## Begin SOURCE EXCERPT
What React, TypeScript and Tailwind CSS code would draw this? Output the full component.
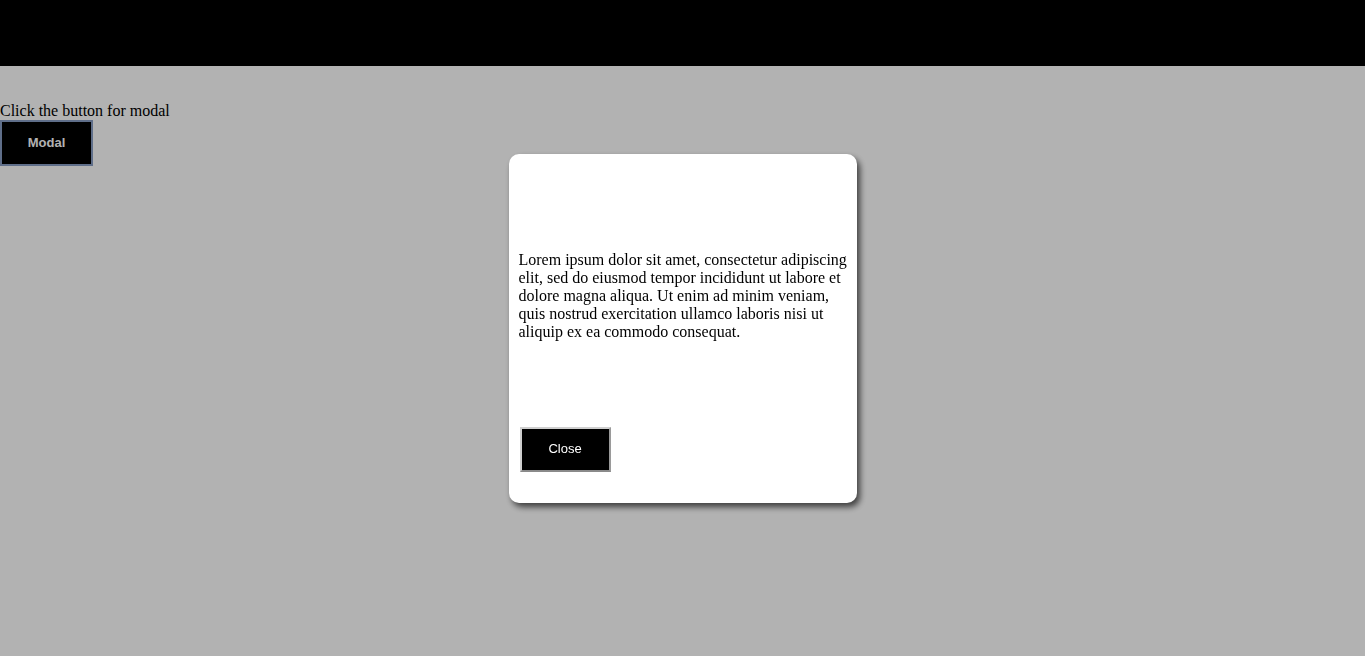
import React from "react"

const App = () => {
  const [open, setOpen] = React.useState(true)

  return (
    <div className="min-h-screen bg-white font-['Liberation_Serif',serif] text-base text-black">
      <div className="h-[66px] bg-black" />
      <div className="pt-[36px]">
        <p className="leading-[18px]">Click the button for modal</p>
        <button
          onClick={() => setOpen(true)}
          className="h-[46px] w-[93px] border-2 border-[#889ec4] bg-black font-['Liberation_Sans',Arial,sans-serif] text-[13px] font-bold text-white"
        >
          Modal
        </button>
      </div>

      {open && (
        <div className="fixed inset-0 flex items-center justify-center bg-black/30">
          <div className="flex h-[349px] w-[348px] flex-col rounded-[10px] bg-white pl-[10px] pr-[6px] shadow-[3px_4px_6px_rgba(0,0,0,0.65)]">
            <div className="h-[97px] shrink-0" />
            <p className="leading-[18px]">
              Lorem ipsum dolor sit amet, consectetur adipiscing elit, sed do
              eiusmod tempor incididunt ut labore et dolore magna aliqua. Ut
              enim ad minim veniam, quis nostrud exercitation ullamco laboris
              nisi ut aliquip ex ea commodo consequat.
            </p>
            <div className="flex-1" />
            <div className="pb-[31px] pl-[1px]">
              <button
                onClick={() => setOpen(false)}
                className="h-[45px] w-[91px] border-2 border-[#cfcfcf] border-b-[#8a8a8a] border-r-[#9a9a9a] bg-black font-['Liberation_Sans',Arial,sans-serif] text-[13px] font-medium text-white"
              >
                Close
              </button>
            </div>
          </div>
        </div>
      )}
    </div>
  )
}

export default App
## End SOURCE EXCERPT
### OBJECTIVE
Return a copy of every line that includes the word "React".

### SOLUTION BELOW
What React, TypeScript and Tailwind CSS code would draw this? Output the full component.
import React from "react"
  const [open, setOpen] = React.useState(true)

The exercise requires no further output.